No. If you need to sign for it, refuse. Go to the Post Office and have the Postmaster present when you open the package. Then verify whether or not the coin matches the pictures. If you don’t need to sign for it, take it to the PO anyway and see if they are willing to verify the contents. The scammer can always claim you tampered with the package in the video
You can always refuse the shipment. UPS, USPS and FED-X all have a way to deal with refusing a package even if they delivered it. The key is: DON'T OPEN IT. You must get it back to them just as they got it back to you in a few days.

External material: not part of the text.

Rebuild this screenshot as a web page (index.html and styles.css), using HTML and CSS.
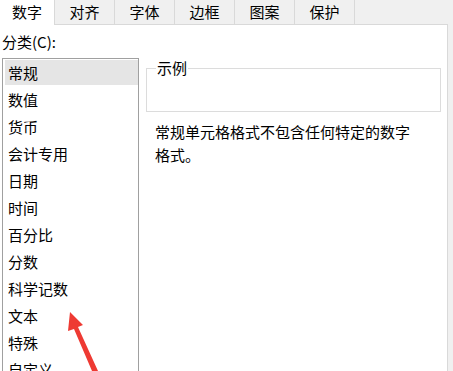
FILE: index.html
```html
<!DOCTYPE html>
<html lang="zh">
<head>
<meta charset="utf-8">
<link rel="stylesheet" href="styles.css">
</head>
<body>
<div class="dialog">
  <div class="tabs">
    <div class="tab first active">数字</div>
    <div class="tab">对齐</div>
    <div class="tab">字体</div>
    <div class="tab">边框</div>
    <div class="tab">图案</div>
    <div class="tab">保护</div>
  </div>
  <div class="panel">
    <div class="left">
      <div class="label">分类(C):</div>
      <div class="list">
        <div class="item selected">常规</div>
        <div class="item">数值</div>
        <div class="item">货币</div>
        <div class="item">会计专用</div>
        <div class="item">日期</div>
        <div class="item">时间</div>
        <div class="item">百分比</div>
        <div class="item">分数</div>
        <div class="item">科学记数</div>
        <div class="item">文本</div>
        <div class="item">特殊</div>
        <div class="item">自定义</div>
      </div>
    </div>
    <div class="right">
      <fieldset class="sample">
        <legend>示例</legend>
        <div class="sample-body"></div>
      </fieldset>
      <p class="desc">常规单元格格式不包含任何特定的数字格式。</p>
    </div>
  </div>
</div>
<svg class="arrow" width="453" height="371" viewBox="0 0 453 371">
  <polygon points="70,312 83,325 78,327 98,371 92,371 74,329 68,331" fill="#ee3a33"/>
</svg>
</body>
</html>
```
FILE: styles.css
```css
html, body {
  margin: 0;
  padding: 0;
}
body {
  width: 453px;
  height: 371px;
  overflow: hidden;
  background: #f0f0f0;
  font-family: "Noto Sans CJK SC", "Noto Sans", sans-serif;
  font-size: 15px;
  color: #000;
  position: relative;
}
.dialog {
  display: flex;
  flex-direction: column;
  height: 371px;
}
.tabs {
  display: flex;
  height: 24px;
}
.tab {
  width: 59px;
  height: 24px;
  line-height: 24px;
  text-align: center;
  border-right: 1px solid #d9d9d9;
  background: #f0f0f0;
}
.tab.first {
  width: 54px;
}
.tab.active {
  background: #fff;
  position: relative;
  z-index: 1;
  height: 25px;
}
.panel {
  flex: 1;
  display: flex;
  background: #fff;
  border-top: 1px solid #d9d9d9;
  border-right: 1px solid #d9d9d9;
  width: 447px;
}
.left {
  padding-left: 2px;
  width: 137px;
}
.label {
  margin-top: 7px;
  line-height: 20px;
  height: 20px;
}
.list {
  margin-top: 6px;
  border: 1px solid #a0a0a0;
  border-bottom: none;
  padding: 1px 0 0 2px;
  height: 320px;
  overflow: hidden;
}
.item {
  height: 25px;
  line-height: 25px;
  margin-bottom: 2px;
  padding-left: 3px;
  white-space: nowrap;
}
.item.selected {
  background: #e5e5e5;
}
.right {
  margin-left: 7px;
  width: 295px;
}
.sample {
  margin: 35px 0 0 0;
  padding: 0 9px;
  border: 1px solid #dcdcdc;
  width: 295px;
  box-sizing: border-box;
}
.sample legend {
  padding: 0 1px;
  line-height: 16px;
  height: 16px;
}
.sample-body {
  height: 35px;
}
.desc {
  margin: 8px 0 0 9px;
  width: 262px;
  line-height: 23px;
}
.arrow {
  position: absolute;
  left: 0;
  top: 0;
  pointer-events: none;
}
```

Once this is all sorted, it's possible for you to leave ONE follow-up comment on the feedback you left him. Last I checked, there's no time limit on this; I left a follow-up on a feedback I'd left more than ten years previously. I would hope that eBay will kill this account once you've established the nature of the scam, but I don't think you can actually get them to remove positive feedback in a situation like this. (They certainly leap to remove negative feedback left for sellers, though.)

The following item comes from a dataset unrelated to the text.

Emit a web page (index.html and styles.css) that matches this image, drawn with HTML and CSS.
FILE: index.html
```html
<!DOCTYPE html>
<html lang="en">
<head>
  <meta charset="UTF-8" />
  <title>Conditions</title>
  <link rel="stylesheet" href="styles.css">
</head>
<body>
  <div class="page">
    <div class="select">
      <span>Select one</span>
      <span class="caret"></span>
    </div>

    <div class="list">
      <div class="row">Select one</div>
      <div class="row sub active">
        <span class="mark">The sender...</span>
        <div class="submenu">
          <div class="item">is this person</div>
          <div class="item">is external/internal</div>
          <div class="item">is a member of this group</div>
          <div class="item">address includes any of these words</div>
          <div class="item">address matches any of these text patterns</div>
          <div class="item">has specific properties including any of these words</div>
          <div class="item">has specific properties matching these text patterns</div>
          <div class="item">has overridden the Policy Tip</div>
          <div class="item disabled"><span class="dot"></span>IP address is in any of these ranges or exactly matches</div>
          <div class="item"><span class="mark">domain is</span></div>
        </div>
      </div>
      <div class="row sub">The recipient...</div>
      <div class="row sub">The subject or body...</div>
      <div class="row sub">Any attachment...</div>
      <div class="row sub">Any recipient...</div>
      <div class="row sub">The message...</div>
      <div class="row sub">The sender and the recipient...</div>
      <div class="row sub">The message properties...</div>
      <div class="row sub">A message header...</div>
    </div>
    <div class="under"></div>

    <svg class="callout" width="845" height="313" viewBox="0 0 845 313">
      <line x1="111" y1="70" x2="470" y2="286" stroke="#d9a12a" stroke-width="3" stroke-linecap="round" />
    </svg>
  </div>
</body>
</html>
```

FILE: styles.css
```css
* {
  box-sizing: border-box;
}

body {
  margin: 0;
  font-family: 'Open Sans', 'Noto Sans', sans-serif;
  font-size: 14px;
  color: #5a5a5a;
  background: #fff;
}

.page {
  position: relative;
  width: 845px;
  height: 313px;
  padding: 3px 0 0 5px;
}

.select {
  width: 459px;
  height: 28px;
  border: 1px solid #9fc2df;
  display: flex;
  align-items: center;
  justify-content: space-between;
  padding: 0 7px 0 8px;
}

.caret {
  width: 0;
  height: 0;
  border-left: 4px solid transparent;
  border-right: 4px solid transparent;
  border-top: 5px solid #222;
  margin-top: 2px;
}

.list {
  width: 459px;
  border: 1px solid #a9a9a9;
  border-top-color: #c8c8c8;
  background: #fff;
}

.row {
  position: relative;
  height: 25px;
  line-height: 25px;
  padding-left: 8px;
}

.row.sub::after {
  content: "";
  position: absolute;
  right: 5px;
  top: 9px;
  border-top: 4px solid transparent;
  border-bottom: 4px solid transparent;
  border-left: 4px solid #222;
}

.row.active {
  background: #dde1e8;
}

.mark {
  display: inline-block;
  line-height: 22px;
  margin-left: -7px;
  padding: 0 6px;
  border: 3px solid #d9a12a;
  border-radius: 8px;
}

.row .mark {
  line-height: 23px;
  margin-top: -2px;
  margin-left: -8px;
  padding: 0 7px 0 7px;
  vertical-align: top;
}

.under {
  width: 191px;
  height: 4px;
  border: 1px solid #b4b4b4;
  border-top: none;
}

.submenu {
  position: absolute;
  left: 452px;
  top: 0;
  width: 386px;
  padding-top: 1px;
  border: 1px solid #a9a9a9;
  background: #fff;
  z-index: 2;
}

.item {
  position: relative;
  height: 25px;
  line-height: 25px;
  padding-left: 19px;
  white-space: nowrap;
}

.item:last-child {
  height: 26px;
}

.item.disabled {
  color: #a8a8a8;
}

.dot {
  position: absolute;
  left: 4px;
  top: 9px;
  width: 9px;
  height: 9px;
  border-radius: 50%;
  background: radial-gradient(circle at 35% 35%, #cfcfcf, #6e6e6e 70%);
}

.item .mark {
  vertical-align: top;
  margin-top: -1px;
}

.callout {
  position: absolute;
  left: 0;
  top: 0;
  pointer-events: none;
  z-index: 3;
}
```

EBay is good for some things. Geotrax train tracks for kids as parents sell used toys there. I even bought a NGC MS-65 McArthur (Philippines) Peso (1947?) to use with my son's school report on Douglass McArthur for $59. For high value coins: like a small eagle Bust Dollar, or even ANY Barber half dollar grading better than VG, EBay is simply a waste of time. "coste_4998 has been an eBay member since Dec 20, 2019" And yet he's already selling Bust dollars...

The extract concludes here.